A personal favourite of mine was the programming at the Wonder Garden, Wonderfruit’s home for healing and wellness. The Wonder Garden is a sacred space based on The Fruit of Life – a pattern of ancient geometry and home to seven peaceful and energetically balanced destinations. The space seeks to remind us to “do something good for yourself so you can be a force for good in the world.”
At my previous Wonderfruit experience, I had made decisions that mostly included partying all night till daybreak, and had missed out on all the soul-nourishing activities that went on during the day. The resulting bender made me a little crazy afterwards. This time I had pledged to make better decisions, to be good to myself.

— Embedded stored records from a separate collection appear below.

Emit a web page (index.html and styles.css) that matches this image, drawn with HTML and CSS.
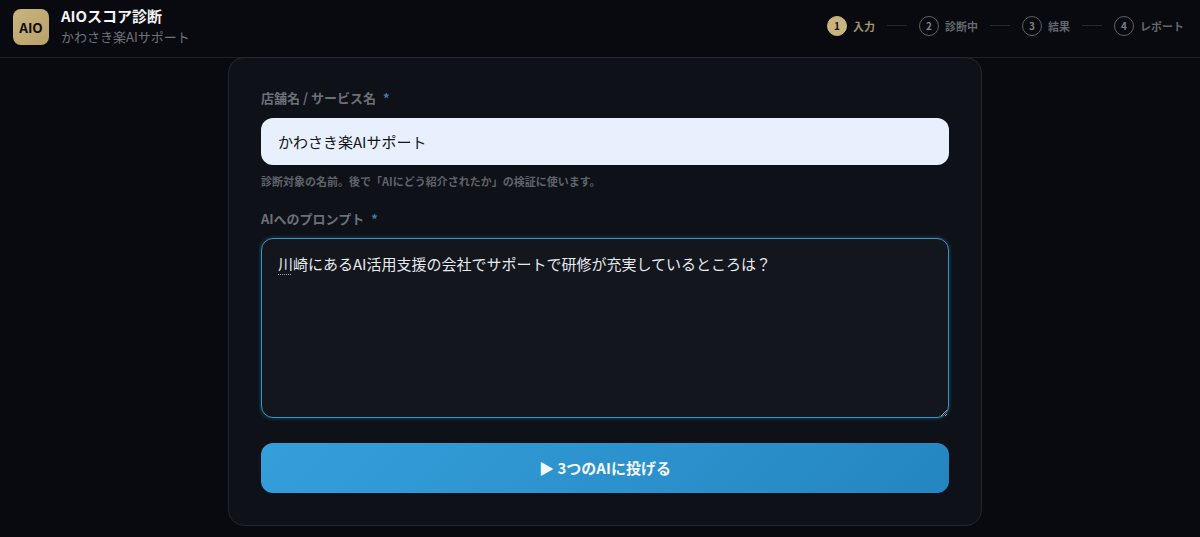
FILE: index.html
```html
<!DOCTYPE html>
<html lang="ja">
<head>
<meta charset="utf-8">
<title>AIOスコア診断</title>
<link rel="stylesheet" href="styles.css">
</head>
<body>
<header class="topbar">
  <div class="brand">
    <div class="logo">AIO</div>
    <div class="brand-text">
      <div class="brand-title">AIOスコア診断</div>
      <div class="brand-sub">かわさき楽AIサポート</div>
    </div>
  </div>
  <ol class="steps">
    <li class="step active"><span class="num">1</span><span class="step-label">入力</span></li>
    <li class="sep"></li>
    <li class="step"><span class="num">2</span><span class="step-label">診断中</span></li>
    <li class="sep"></li>
    <li class="step"><span class="num">3</span><span class="step-label">結果</span></li>
    <li class="sep"></li>
    <li class="step"><span class="num">4</span><span class="step-label">レポート</span></li>
  </ol>
</header>
<main class="page">
  <form class="card">
    <label class="label" for="name">店舗名 / サービス名 <span class="req">*</span></label>
    <input class="input" id="name" type="text" value="かわさき楽AIサポート" spellcheck="false">
    <p class="hint">診断対象の名前。後で「AIにどう紹介されたか」の検証に使います。</p>
    <label class="label label-second" for="prompt">AIへのプロンプト <span class="req">*</span></label>
    <div class="area-wrap">
      <textarea class="area" id="prompt" spellcheck="false">川崎にあるAI活用支援の会社でサポートで研修が充実しているところは？</textarea>
      <span class="spell"></span>
    </div>
    <button class="submit" type="button">▶ 3つのAIに投げる</button>
  </form>
</main>
</body>
</html>
```
FILE: styles.css
```css
* { box-sizing: border-box; }
html, body { margin: 0; height: 100%; }
body {
  background: #090a0f;
  color: #e8eaf0;
  font-family: "Noto Sans CJK JP", "Noto Sans", sans-serif;
  overflow: hidden;
}
.topbar {
  height: 58px;
  display: flex;
  align-items: center;
  justify-content: space-between;
  padding: 0 16px 4px 13px;
  background: #090a0f;
  border-bottom: 1px solid #1e2025;
}
.brand { display: flex; align-items: center; gap: 12px; }
.logo {
  width: 36px;
  height: 36px;
  border-radius: 8px;
  background: linear-gradient(135deg, #c9b37e, #b9a26a);
  color: #0c0c10;
  font-size: 13.5px;
  font-weight: 700;
  display: flex;
  align-items: center;
  justify-content: center;
}
.brand-text { display: flex; flex-direction: column; gap: 3px; }
.brand-title { font-size: 15px; line-height: 18px; font-weight: 700; color: #f3f4f6; }
.brand-sub { font-size: 13px; line-height: 18px; color: #6f737b; }
.steps { list-style: none; display: flex; align-items: center; gap: 12px; margin: 0 0 2px; padding: 0; }
.step { display: flex; align-items: center; gap: 6px; }
.num {
  width: 20px;
  height: 20px;
  border-radius: 50%;
  border: 1px solid #5c6068;
  color: #7b7f87;
  font-size: 10px;
  font-weight: 700;
  display: flex;
  align-items: center;
  justify-content: center;
}
.step-label { font-size: 11px; font-weight: 700; color: #63676e; }
.step.active .num { background: #c9b37e; border-color: #c9b37e; color: #16140e; }
.step.active .step-label { color: #a09673; }
.sep { width: 20px; height: 1px; background: #24262b; }
.page { display: flex; justify-content: center; padding-left: 10px; }
.card {
  width: 754px;
  margin-top: -1px;
  padding: 30px 32px 32px;
  background: #0e1117;
  border: 1px solid #24272d;
  border-radius: 16px;
  display: flex;
  flex-direction: column;
  align-items: stretch;
}
.label { font-size: 13px; line-height: 20px; font-weight: 700; color: #6c7078; margin-bottom: 10px; }
.label-second { margin-bottom: 9px; }
.req { color: #3a7fae; margin-left: 4px; }
.input {
  height: 47px;
  padding: 0 17px;
  border: 0;
  border-radius: 12px;
  background: #e9f0fd;
  color: #14161a;
  font: 400 15px "Noto Sans CJK JP", sans-serif;
  outline: none;
}
.hint { margin: 8px 0 20px; font-size: 11px; line-height: 16px; font-weight: 700; color: #5f636a; }
.area-wrap { position: relative; display: flex; }
.area {
  width: 100%;
  height: 180px;
  padding: 13px 16px;
  background: #13161d;
  border: 1px solid #3496c6;
  border-radius: 12px;
  color: #e8eaf0;
  font: 400 15px/24px "Noto Sans CJK JP", sans-serif;
  outline: none;
  box-shadow: 0 0 4px rgba(47, 147, 196, .45);
  resize: vertical;
}
.spell {
  position: absolute;
  left: 17px;
  top: 36px;
  width: 13px;
  border-bottom: 1px dotted #9aa0a8;
}
.submit {
  height: 50px;
  margin-top: 25px;
  padding: 0 0 2px;
  border: 0;
  border-radius: 12px;
  background: linear-gradient(135deg, #359fdb, #2486c0);
  color: #f4f8fb;
  font: 700 15px "Noto Sans CJK JP", sans-serif;
}
```
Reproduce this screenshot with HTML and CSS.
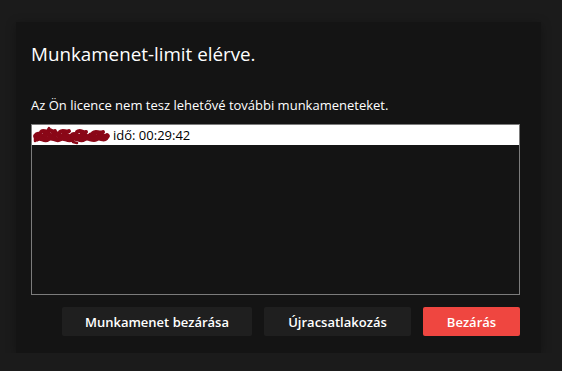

The programming at Wonder Garden included yoga, meditation and various other healing modalities; kirtan, shamanic journeys, energy work, ecstatic dance. These were decidedly New Age in nature, but fortunately we were in Thailand, the perfect place for Eastern Mysticism. A friend of mine was first introduced to the chakra system at a Rainbow Bowl Crystal Meditation session. She told me the bottom of her spine and her forehead started hurting during the ceremony, which led her to discover certain things about herself. It’s creating these kinds of lasting, life-changing experiences that sets Wonderfruit apart from other festivals in the region.
While wandering around the grounds, I found an installation by Indigo Mantra inviting participants to silk screen their own prayer flags using natural dye. The silkscreen designs caught my eye for their words, “Let go of Hatred”, “Let go of Ignorance,” “Let go of Attachment,” words that strongly resonated with me. The concept was based on hanging up Tibetan prayer flags to let the sky cleanse you. I met the designer Nana, and we spoke about past heartbreaks and breaking our own behavioural patterns. It felt really special to be able to connect to the artist of a piece that truly moved me, and it was wonderful to be at a festival that epitomizes the depth of human connection.
It takes a long time to heal a person, or a place, but it always starts with an intention. Wonderfruit brings with it an intention to do good, to seed love and healing in a place that so desperately needs it. Will it bring lasting change to Pattaya’s scene? Only time will tell.